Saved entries

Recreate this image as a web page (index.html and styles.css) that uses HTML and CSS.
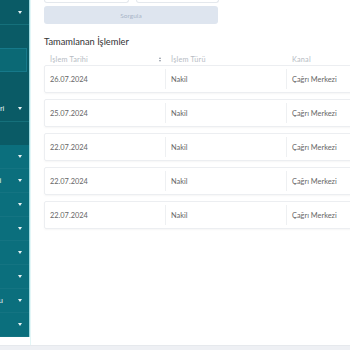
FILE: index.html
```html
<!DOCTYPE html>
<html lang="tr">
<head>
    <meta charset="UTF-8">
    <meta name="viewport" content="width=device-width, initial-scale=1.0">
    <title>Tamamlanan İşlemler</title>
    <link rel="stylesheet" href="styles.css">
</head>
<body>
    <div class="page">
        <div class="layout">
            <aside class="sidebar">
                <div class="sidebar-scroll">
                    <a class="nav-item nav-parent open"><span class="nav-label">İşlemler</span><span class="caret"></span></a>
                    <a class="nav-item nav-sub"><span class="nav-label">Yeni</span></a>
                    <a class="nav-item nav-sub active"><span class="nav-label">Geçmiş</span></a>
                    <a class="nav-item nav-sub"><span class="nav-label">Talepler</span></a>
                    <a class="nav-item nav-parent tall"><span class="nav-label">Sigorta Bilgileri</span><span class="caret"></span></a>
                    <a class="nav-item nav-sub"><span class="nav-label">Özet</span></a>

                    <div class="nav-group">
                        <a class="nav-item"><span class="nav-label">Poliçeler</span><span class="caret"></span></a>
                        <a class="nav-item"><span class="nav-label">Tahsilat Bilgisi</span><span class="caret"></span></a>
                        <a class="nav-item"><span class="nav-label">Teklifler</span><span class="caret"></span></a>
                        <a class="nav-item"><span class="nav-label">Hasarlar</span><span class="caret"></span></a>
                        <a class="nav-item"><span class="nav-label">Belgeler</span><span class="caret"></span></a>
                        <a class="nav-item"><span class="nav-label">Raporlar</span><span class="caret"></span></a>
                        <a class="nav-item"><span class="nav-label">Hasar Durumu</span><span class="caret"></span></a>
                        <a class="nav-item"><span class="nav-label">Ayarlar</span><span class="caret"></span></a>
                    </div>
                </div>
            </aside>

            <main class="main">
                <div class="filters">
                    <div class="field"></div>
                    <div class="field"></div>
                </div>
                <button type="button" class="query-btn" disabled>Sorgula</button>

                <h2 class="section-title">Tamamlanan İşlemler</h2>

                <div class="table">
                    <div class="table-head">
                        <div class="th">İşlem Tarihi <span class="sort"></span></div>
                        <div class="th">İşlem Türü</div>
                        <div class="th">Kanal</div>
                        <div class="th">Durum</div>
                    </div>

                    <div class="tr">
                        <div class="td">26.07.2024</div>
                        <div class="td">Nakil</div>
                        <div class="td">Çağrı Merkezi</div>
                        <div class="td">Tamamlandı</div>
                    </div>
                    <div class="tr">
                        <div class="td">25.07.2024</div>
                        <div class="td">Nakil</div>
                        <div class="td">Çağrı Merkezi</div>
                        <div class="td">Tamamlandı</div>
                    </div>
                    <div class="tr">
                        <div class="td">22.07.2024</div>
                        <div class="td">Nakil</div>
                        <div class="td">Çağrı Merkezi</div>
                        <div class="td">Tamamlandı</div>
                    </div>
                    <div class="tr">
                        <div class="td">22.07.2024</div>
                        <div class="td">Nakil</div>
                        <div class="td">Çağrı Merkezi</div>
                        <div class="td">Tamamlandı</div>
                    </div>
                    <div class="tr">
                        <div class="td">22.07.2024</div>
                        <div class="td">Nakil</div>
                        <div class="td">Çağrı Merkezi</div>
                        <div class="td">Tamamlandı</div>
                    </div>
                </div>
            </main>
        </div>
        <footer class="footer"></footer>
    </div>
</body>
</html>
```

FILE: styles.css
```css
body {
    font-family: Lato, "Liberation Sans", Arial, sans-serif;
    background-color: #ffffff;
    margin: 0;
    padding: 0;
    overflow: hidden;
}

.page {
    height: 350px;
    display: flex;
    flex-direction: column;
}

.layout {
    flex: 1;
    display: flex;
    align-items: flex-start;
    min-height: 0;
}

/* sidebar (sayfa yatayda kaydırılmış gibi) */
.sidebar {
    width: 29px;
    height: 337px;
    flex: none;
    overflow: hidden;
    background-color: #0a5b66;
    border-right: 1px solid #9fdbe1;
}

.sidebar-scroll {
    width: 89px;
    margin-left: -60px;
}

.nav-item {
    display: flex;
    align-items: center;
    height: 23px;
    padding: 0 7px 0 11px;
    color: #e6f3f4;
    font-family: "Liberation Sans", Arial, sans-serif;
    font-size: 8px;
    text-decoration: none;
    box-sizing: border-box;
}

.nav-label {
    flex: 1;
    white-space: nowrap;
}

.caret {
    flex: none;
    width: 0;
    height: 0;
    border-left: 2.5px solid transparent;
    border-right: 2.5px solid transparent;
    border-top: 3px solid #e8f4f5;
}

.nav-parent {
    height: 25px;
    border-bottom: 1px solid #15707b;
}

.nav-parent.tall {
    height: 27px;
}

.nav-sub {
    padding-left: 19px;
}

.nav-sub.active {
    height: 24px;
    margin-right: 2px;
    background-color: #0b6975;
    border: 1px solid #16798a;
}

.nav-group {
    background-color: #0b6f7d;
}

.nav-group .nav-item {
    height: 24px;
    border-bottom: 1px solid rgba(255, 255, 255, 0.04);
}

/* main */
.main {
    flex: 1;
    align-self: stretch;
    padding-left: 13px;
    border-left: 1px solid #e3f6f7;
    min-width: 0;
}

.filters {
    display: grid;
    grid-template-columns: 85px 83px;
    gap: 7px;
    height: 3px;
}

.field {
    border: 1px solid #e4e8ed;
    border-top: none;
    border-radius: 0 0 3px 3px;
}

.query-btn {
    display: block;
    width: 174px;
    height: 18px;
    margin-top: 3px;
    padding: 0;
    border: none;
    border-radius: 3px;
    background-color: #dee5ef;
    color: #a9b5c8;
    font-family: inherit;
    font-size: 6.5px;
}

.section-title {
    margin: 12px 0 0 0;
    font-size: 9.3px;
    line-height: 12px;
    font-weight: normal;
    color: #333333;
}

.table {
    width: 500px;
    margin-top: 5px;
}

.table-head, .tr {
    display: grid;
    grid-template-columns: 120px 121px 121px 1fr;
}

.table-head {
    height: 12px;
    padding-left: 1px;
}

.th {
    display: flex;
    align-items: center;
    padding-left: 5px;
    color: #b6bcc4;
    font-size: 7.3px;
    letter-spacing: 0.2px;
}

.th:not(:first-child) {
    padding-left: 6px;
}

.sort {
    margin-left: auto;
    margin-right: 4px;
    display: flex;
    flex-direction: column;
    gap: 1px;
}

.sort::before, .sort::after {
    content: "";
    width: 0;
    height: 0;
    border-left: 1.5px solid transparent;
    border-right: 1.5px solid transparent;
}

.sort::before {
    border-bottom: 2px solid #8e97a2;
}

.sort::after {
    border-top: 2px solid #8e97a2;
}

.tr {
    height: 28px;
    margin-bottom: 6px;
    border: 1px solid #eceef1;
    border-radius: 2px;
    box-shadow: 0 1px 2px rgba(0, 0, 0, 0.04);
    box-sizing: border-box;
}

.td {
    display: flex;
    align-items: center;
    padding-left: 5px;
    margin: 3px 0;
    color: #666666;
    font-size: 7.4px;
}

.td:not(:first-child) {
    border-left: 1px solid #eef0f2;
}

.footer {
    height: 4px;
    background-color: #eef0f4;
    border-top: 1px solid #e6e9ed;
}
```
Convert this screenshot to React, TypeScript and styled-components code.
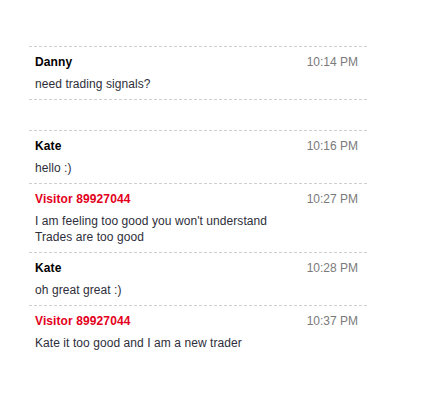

_INSTRUCTIONS FOR THE TASK:_ Write the material out again exactly as it appears, dropping the pictures.

_PROBLEM SOLUTION:_
Recreate this image as a web page (index.html and styles.css) that uses HTML and CSS.
FILE: index.html
```html
<!DOCTYPE html>
<html lang="tr">
<head>
    <meta charset="UTF-8">
    <meta name="viewport" content="width=device-width, initial-scale=1.0">
    <title>Tamamlanan İşlemler</title>
    <link rel="stylesheet" href="styles.css">
</head>
<body>
    <div class="page">
        <div class="layout">
            <aside class="sidebar">
                <div class="sidebar-scroll">
                    <a class="nav-item nav-parent open"><span class="nav-label">İşlemler</span><span class="caret"></span></a>
                    <a class="nav-item nav-sub"><span class="nav-label">Yeni</span></a>
                    <a class="nav-item nav-sub active"><span class="nav-label">Geçmiş</span></a>
                    <a class="nav-item nav-sub"><span class="nav-label">Talepler</span></a>
                    <a class="nav-item nav-parent tall"><span class="nav-label">Sigorta Bilgileri</span><span class="caret"></span></a>
                    <a class="nav-item nav-sub"><span class="nav-label">Özet</span></a>

                    <div class="nav-group">
                        <a class="nav-item"><span class="nav-label">Poliçeler</span><span class="caret"></span></a>
                        <a class="nav-item"><span class="nav-label">Tahsilat Bilgisi</span><span class="caret"></span></a>
                        <a class="nav-item"><span class="nav-label">Teklifler</span><span class="caret"></span></a>
                        <a class="nav-item"><span class="nav-label">Hasarlar</span><span class="caret"></span></a>
                        <a class="nav-item"><span class="nav-label">Belgeler</span><span class="caret"></span></a>
                        <a class="nav-item"><span class="nav-label">Raporlar</span><span class="caret"></span></a>
                        <a class="nav-item"><span class="nav-label">Hasar Durumu</span><span class="caret"></span></a>
                        <a class="nav-item"><span class="nav-label">Ayarlar</span><span class="caret"></span></a>
                    </div>
                </div>
            </aside>

            <main class="main">
                <div class="filters">
                    <div class="field"></div>
                    <div class="field"></div>
                </div>
                <button type="button" class="query-btn" disabled>Sorgula</button>

                <h2 class="section-title">Tamamlanan İşlemler</h2>

                <div class="table">
                    <div class="table-head">
                        <div class="th">İşlem Tarihi <span class="sort"></span></div>
                        <div class="th">İşlem Türü</div>
                        <div class="th">Kanal</div>
                        <div class="th">Durum</div>
                    </div>

                    <div class="tr">
                        <div class="td">26.07.2024</div>
                        <div class="td">Nakil</div>
                        <div class="td">Çağrı Merkezi</div>
                        <div class="td">Tamamlandı</div>
                    </div>
                    <div class="tr">
                        <div class="td">25.07.2024</div>
                        <div class="td">Nakil</div>
                        <div class="td">Çağrı Merkezi</div>
                        <div class="td">Tamamlandı</div>
                    </div>
                    <div class="tr">
                        <div class="td">22.07.2024</div>
                        <div class="td">Nakil</div>
                        <div class="td">Çağrı Merkezi</div>
                        <div class="td">Tamamlandı</div>
                    </div>
                    <div class="tr">
                        <div class="td">22.07.2024</div>
                        <div class="td">Nakil</div>
                        <div class="td">Çağrı Merkezi</div>
                        <div class="td">Tamamlandı</div>
                    </div>
                    <div class="tr">
                        <div class="td">22.07.2024</div>
                        <div class="td">Nakil</div>
                        <div class="td">Çağrı Merkezi</div>
                        <div class="td">Tamamlandı</div>
                    </div>
                </div>
            </main>
        </div>
        <footer class="footer"></footer>
    </div>
</body>
</html>
```

FILE: styles.css
```css
body {
    font-family: Lato, "Liberation Sans", Arial, sans-serif;
    background-color: #ffffff;
    margin: 0;
    padding: 0;
    overflow: hidden;
}

.page {
    height: 350px;
    display: flex;
    flex-direction: column;
}

.layout {
    flex: 1;
    display: flex;
    align-items: flex-start;
    min-height: 0;
}

/* sidebar (sayfa yatayda kaydırılmış gibi) */
.sidebar {
    width: 29px;
    height: 337px;
    flex: none;
    overflow: hidden;
    background-color: #0a5b66;
    border-right: 1px solid #9fdbe1;
}

.sidebar-scroll {
    width: 89px;
    margin-left: -60px;
}

.nav-item {
    display: flex;
    align-items: center;
    height: 23px;
    padding: 0 7px 0 11px;
    color: #e6f3f4;
    font-family: "Liberation Sans", Arial, sans-serif;
    font-size: 8px;
    text-decoration: none;
    box-sizing: border-box;
}

.nav-label {
    flex: 1;
    white-space: nowrap;
}

.caret {
    flex: none;
    width: 0;
    height: 0;
    border-left: 2.5px solid transparent;
    border-right: 2.5px solid transparent;
    border-top: 3px solid #e8f4f5;
}

.nav-parent {
    height: 25px;
    border-bottom: 1px solid #15707b;
}

.nav-parent.tall {
    height: 27px;
}

.nav-sub {
    padding-left: 19px;
}

.nav-sub.active {
    height: 24px;
    margin-right: 2px;
    background-color: #0b6975;
    border: 1px solid #16798a;
}

.nav-group {
    background-color: #0b6f7d;
}

.nav-group .nav-item {
    height: 24px;
    border-bottom: 1px solid rgba(255, 255, 255, 0.04);
}

/* main */
.main {
    flex: 1;
    align-self: stretch;
    padding-left: 13px;
    border-left: 1px solid #e3f6f7;
    min-width: 0;
}

.filters {
    display: grid;
    grid-template-columns: 85px 83px;
    gap: 7px;
    height: 3px;
}

.field {
    border: 1px solid #e4e8ed;
    border-top: none;
    border-radius: 0 0 3px 3px;
}

.query-btn {
    display: block;
    width: 174px;
    height: 18px;
    margin-top: 3px;
    padding: 0;
    border: none;
    border-radius: 3px;
    background-color: #dee5ef;
    color: #a9b5c8;
    font-family: inherit;
    font-size: 6.5px;
}

.section-title {
    margin: 12px 0 0 0;
    font-size: 9.3px;
    line-height: 12px;
    font-weight: normal;
    color: #333333;
}

.table {
    width: 500px;
    margin-top: 5px;
}

.table-head, .tr {
    display: grid;
    grid-template-columns: 120px 121px 121px 1fr;
}

.table-head {
    height: 12px;
    padding-left: 1px;
}

.th {
    display: flex;
    align-items: center;
    padding-left: 5px;
    color: #b6bcc4;
    font-size: 7.3px;
    letter-spacing: 0.2px;
}

.th:not(:first-child) {
    padding-left: 6px;
}

.sort {
    margin-left: auto;
    margin-right: 4px;
    display: flex;
    flex-direction: column;
    gap: 1px;
}

.sort::before, .sort::after {
    content: "";
    width: 0;
    height: 0;
    border-left: 1.5px solid transparent;
    border-right: 1.5px solid transparent;
}

.sort::before {
    border-bottom: 2px solid #8e97a2;
}

.sort::after {
    border-top: 2px solid #8e97a2;
}

.tr {
    height: 28px;
    margin-bottom: 6px;
    border: 1px solid #eceef1;
    border-radius: 2px;
    box-shadow: 0 1px 2px rgba(0, 0, 0, 0.04);
    box-sizing: border-box;
}

.td {
    display: flex;
    align-items: center;
    padding-left: 5px;
    margin: 3px 0;
    color: #666666;
    font-size: 7.4px;
}

.td:not(:first-child) {
    border-left: 1px solid #eef0f2;
}

.footer {
    height: 4px;
    background-color: #eef0f4;
    border-top: 1px solid #e6e9ed;
}
```
Convert this screenshot to React, TypeScript and styled-components code.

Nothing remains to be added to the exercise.